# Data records
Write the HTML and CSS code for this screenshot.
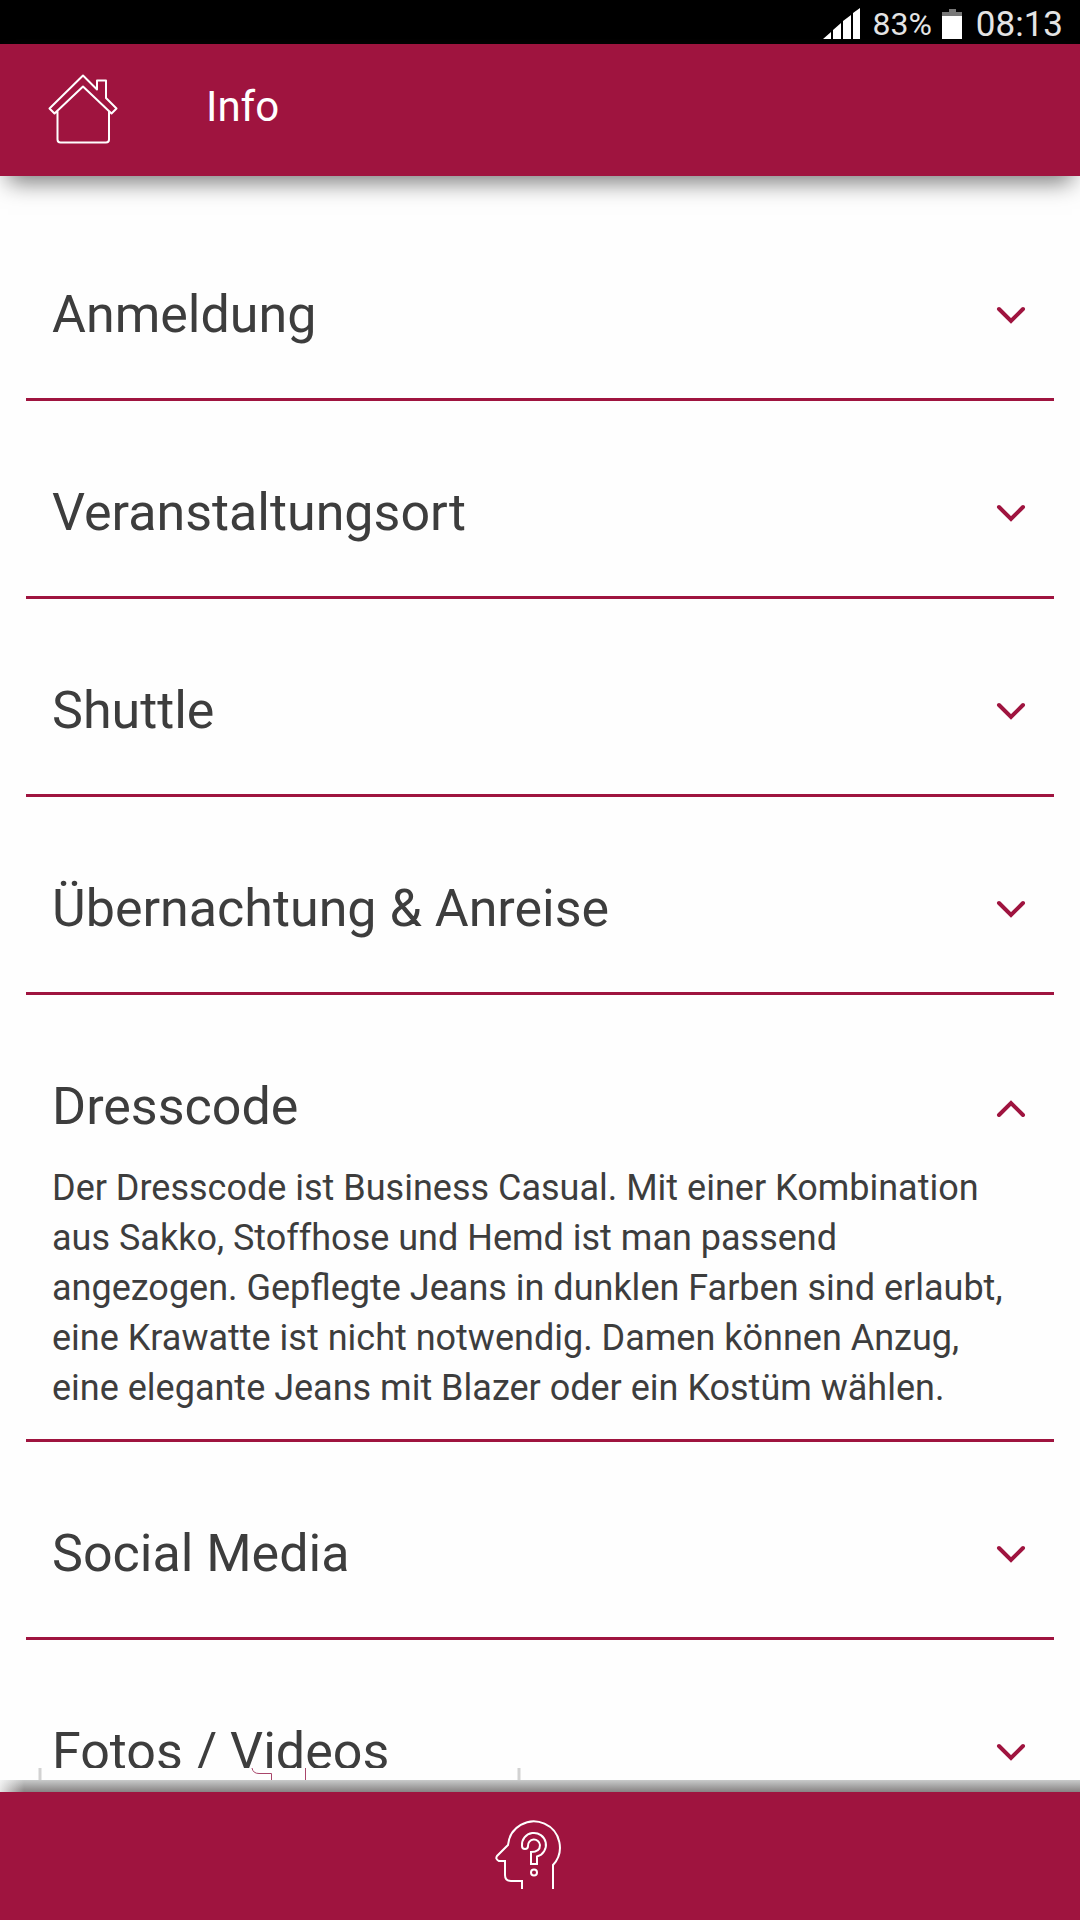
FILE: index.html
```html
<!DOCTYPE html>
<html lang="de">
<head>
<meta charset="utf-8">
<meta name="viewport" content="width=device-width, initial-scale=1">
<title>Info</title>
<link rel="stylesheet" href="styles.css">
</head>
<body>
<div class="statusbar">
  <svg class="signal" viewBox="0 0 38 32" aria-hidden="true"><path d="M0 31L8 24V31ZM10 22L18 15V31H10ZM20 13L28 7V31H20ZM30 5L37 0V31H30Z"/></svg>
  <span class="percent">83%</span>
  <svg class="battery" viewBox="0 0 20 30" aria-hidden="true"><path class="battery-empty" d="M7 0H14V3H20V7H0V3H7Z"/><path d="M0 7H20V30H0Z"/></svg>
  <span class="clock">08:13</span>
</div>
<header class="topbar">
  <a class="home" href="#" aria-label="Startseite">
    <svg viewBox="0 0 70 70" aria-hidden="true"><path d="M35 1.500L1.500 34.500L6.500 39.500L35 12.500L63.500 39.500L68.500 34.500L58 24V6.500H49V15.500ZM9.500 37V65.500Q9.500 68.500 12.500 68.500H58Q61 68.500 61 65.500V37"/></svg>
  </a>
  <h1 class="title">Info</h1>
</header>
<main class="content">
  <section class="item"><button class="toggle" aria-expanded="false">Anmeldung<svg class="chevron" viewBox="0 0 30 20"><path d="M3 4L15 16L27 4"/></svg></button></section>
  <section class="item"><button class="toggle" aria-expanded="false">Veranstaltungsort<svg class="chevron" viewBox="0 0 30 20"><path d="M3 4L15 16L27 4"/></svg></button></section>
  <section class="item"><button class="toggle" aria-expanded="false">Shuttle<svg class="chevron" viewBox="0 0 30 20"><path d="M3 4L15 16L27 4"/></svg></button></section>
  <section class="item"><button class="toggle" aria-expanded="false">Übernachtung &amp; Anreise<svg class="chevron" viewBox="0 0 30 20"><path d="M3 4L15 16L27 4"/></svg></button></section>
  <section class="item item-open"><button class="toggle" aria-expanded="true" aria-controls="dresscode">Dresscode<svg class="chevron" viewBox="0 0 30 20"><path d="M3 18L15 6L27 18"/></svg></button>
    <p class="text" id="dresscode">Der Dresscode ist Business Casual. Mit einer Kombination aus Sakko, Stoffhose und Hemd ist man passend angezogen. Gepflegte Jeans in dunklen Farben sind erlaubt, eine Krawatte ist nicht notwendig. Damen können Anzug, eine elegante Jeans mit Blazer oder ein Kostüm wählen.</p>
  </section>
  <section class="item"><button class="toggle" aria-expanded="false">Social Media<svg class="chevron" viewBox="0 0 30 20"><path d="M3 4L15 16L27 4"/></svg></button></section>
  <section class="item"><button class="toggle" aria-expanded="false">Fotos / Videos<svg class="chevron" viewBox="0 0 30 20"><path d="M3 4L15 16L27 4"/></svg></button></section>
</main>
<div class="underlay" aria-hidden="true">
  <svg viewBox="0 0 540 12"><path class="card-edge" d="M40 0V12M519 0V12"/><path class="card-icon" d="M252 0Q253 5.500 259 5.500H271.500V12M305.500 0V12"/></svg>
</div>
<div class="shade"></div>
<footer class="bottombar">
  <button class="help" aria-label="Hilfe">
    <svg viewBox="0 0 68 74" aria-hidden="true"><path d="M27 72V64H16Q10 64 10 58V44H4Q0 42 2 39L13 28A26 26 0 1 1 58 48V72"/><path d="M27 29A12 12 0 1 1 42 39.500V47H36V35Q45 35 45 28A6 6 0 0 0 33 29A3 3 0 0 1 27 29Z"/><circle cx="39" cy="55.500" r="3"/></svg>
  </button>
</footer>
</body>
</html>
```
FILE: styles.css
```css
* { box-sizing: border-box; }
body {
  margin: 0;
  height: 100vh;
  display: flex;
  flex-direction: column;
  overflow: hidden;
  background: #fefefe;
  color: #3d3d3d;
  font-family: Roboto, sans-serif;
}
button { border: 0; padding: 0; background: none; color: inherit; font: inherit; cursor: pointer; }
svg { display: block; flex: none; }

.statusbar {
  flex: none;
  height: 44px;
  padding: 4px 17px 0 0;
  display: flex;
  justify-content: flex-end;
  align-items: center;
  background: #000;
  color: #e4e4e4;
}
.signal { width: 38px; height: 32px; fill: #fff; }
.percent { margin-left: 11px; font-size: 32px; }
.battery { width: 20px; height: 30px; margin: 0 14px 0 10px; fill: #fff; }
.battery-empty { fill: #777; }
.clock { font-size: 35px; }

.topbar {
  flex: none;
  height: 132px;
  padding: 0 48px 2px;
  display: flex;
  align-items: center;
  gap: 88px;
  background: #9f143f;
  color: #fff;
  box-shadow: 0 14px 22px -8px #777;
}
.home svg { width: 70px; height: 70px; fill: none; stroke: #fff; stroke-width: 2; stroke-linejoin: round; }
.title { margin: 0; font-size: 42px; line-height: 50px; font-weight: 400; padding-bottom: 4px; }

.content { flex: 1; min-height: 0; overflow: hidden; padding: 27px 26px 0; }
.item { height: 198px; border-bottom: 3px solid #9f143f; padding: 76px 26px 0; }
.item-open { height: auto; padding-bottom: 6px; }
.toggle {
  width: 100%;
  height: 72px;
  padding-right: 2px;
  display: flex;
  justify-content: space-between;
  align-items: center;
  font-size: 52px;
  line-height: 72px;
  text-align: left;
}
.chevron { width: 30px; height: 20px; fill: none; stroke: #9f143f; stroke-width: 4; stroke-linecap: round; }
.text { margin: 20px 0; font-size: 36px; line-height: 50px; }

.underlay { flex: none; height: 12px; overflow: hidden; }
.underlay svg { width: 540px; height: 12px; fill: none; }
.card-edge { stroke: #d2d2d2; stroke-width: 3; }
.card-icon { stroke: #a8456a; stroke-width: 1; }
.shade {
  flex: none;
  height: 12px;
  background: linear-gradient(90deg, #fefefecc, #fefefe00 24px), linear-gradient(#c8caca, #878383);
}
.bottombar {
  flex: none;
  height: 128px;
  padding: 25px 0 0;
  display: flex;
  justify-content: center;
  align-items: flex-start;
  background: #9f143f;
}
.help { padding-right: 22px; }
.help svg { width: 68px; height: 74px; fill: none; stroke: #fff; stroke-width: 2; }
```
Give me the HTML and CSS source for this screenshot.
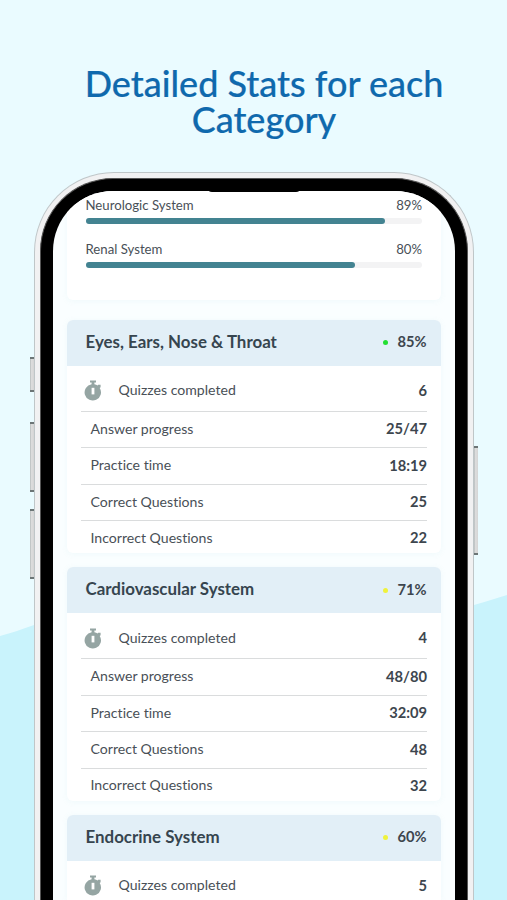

# Problem description
Find how many lines of the entries contain "this". Respond with the number only.

# Exercise response
2